SHORT PROBLEM
Retype all material exactly. Pictures stay out of the copy.

━━━━━━━━━━━━━━━━━━━━

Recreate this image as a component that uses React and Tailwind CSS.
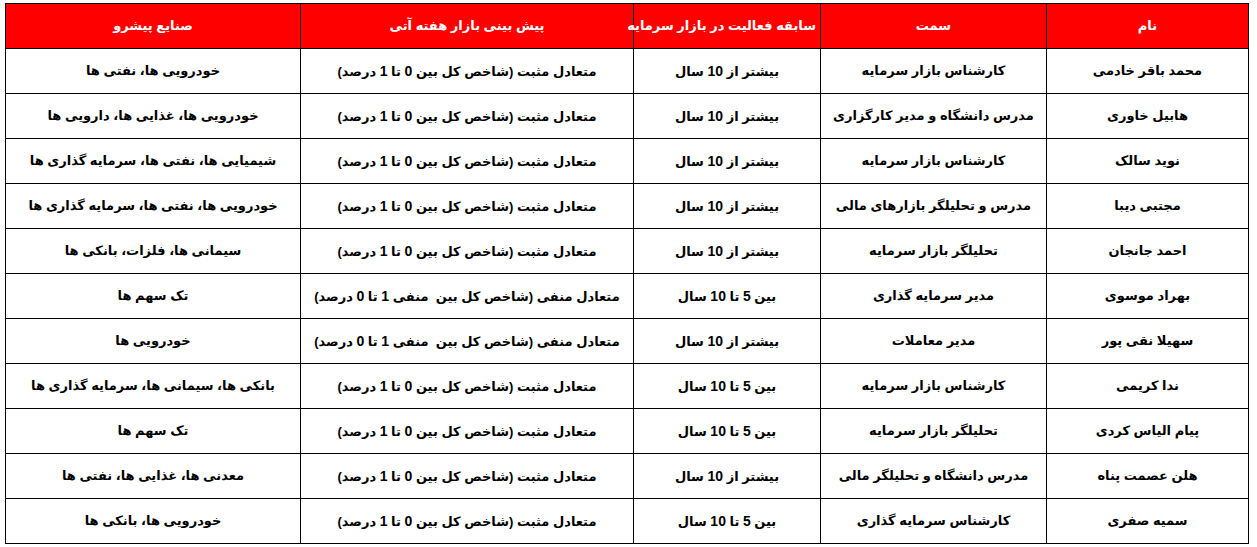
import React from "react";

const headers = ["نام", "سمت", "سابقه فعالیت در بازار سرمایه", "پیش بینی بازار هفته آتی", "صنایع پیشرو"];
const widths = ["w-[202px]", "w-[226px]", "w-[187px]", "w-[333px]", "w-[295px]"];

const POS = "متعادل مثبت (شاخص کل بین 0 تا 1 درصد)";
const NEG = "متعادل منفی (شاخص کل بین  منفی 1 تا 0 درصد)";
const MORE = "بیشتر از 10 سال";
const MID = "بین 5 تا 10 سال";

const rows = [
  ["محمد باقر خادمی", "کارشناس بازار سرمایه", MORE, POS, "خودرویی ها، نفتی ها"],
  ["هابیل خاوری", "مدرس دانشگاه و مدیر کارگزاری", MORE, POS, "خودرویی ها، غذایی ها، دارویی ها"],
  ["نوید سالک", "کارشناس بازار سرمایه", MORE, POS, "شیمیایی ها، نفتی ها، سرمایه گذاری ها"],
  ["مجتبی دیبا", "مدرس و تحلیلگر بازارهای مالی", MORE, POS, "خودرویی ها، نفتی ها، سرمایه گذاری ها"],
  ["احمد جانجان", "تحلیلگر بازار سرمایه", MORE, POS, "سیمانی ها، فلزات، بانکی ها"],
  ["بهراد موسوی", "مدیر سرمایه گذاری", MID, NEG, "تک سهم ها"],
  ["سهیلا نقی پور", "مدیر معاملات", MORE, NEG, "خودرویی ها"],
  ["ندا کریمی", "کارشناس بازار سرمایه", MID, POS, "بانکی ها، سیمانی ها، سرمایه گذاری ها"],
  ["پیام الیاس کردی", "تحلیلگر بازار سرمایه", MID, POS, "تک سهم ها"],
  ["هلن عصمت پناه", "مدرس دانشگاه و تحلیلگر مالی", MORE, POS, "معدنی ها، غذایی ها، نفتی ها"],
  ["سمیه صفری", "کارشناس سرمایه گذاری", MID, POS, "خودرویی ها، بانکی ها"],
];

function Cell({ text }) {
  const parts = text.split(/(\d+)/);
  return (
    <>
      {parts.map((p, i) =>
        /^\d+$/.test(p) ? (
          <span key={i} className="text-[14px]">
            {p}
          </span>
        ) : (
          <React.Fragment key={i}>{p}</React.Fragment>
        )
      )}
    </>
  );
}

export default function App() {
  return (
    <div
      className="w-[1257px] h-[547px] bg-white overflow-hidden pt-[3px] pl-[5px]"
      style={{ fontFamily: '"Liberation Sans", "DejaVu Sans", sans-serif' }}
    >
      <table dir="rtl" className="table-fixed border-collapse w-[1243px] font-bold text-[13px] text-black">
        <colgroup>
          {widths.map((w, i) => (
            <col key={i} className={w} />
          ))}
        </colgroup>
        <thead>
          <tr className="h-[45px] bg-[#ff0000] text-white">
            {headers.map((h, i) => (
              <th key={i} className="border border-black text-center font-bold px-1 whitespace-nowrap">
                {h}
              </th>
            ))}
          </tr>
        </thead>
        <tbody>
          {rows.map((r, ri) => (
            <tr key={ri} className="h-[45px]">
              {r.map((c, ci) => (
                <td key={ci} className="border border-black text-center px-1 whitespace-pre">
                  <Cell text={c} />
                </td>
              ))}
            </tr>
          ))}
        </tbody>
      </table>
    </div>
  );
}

━━━━━━━━━━━━━━━━━━━━

OUTPUT OF THE EXERCISE
Recreate this image as a component that uses React and Tailwind CSS.
import React from "react";

const headers = ["نام", "سمت", "سابقه فعالیت در بازار سرمایه", "پیش بینی بازار هفته آتی", "صنایع پیشرو"];
const widths = ["w-[202px]", "w-[226px]", "w-[187px]", "w-[333px]", "w-[295px]"];

const POS = "متعادل مثبت (شاخص کل بین 0 تا 1 درصد)";
const NEG = "متعادل منفی (شاخص کل بین  منفی 1 تا 0 درصد)";
const MORE = "بیشتر از 10 سال";
const MID = "بین 5 تا 10 سال";

const rows = [
  ["محمد باقر خادمی", "کارشناس بازار سرمایه", MORE, POS, "خودرویی ها، نفتی ها"],
  ["هابیل خاوری", "مدرس دانشگاه و مدیر کارگزاری", MORE, POS, "خودرویی ها، غذایی ها، دارویی ها"],
  ["نوید سالک", "کارشناس بازار سرمایه", MORE, POS, "شیمیایی ها، نفتی ها، سرمایه گذاری ها"],
  ["مجتبی دیبا", "مدرس و تحلیلگر بازارهای مالی", MORE, POS, "خودرویی ها، نفتی ها، سرمایه گذاری ها"],
  ["احمد جانجان", "تحلیلگر بازار سرمایه", MORE, POS, "سیمانی ها، فلزات، بانکی ها"],
  ["بهراد موسوی", "مدیر سرمایه گذاری", MID, NEG, "تک سهم ها"],
  ["سهیلا نقی پور", "مدیر معاملات", MORE, NEG, "خودرویی ها"],
  ["ندا کریمی", "کارشناس بازار سرمایه", MID, POS, "بانکی ها، سیمانی ها، سرمایه گذاری ها"],
  ["پیام الیاس کردی", "تحلیلگر بازار سرمایه", MID, POS, "تک سهم ها"],
  ["هلن عصمت پناه", "مدرس دانشگاه و تحلیلگر مالی", MORE, POS, "معدنی ها، غذایی ها، نفتی ها"],
  ["سمیه صفری", "کارشناس سرمایه گذاری", MID, POS, "خودرویی ها، بانکی ها"],
];

function Cell({ text }) {
  const parts = text.split(/(\d+)/);
  return (
    <>
      {parts.map((p, i) =>
        /^\d+$/.test(p) ? (
          <span key={i} className="text-[14px]">
            {p}
          </span>
        ) : (
          <React.Fragment key={i}>{p}</React.Fragment>
        )
      )}
    </>
  );
}

export default function App() {
  return (
    <div
      className="w-[1257px] h-[547px] bg-white overflow-hidden pt-[3px] pl-[5px]"
      style={{ fontFamily: '"Liberation Sans", "DejaVu Sans", sans-serif' }}
    >
      <table dir="rtl" className="table-fixed border-collapse w-[1243px] font-bold text-[13px] text-black">
        <colgroup>
          {widths.map((w, i) => (
            <col key={i} className={w} />
          ))}
        </colgroup>
        <thead>
          <tr className="h-[45px] bg-[#ff0000] text-white">
            {headers.map((h, i) => (
              <th key={i} className="border border-black text-center font-bold px-1 whitespace-nowrap">
                {h}
              </th>
            ))}
          </tr>
        </thead>
        <tbody>
          {rows.map((r, ri) => (
            <tr key={ri} className="h-[45px]">
              {r.map((c, ci) => (
                <td key={ci} className="border border-black text-center px-1 whitespace-pre">
                  <Cell text={c} />
                </td>
              ))}
            </tr>
          ))}
        </tbody>
      </table>
    </div>
  );
}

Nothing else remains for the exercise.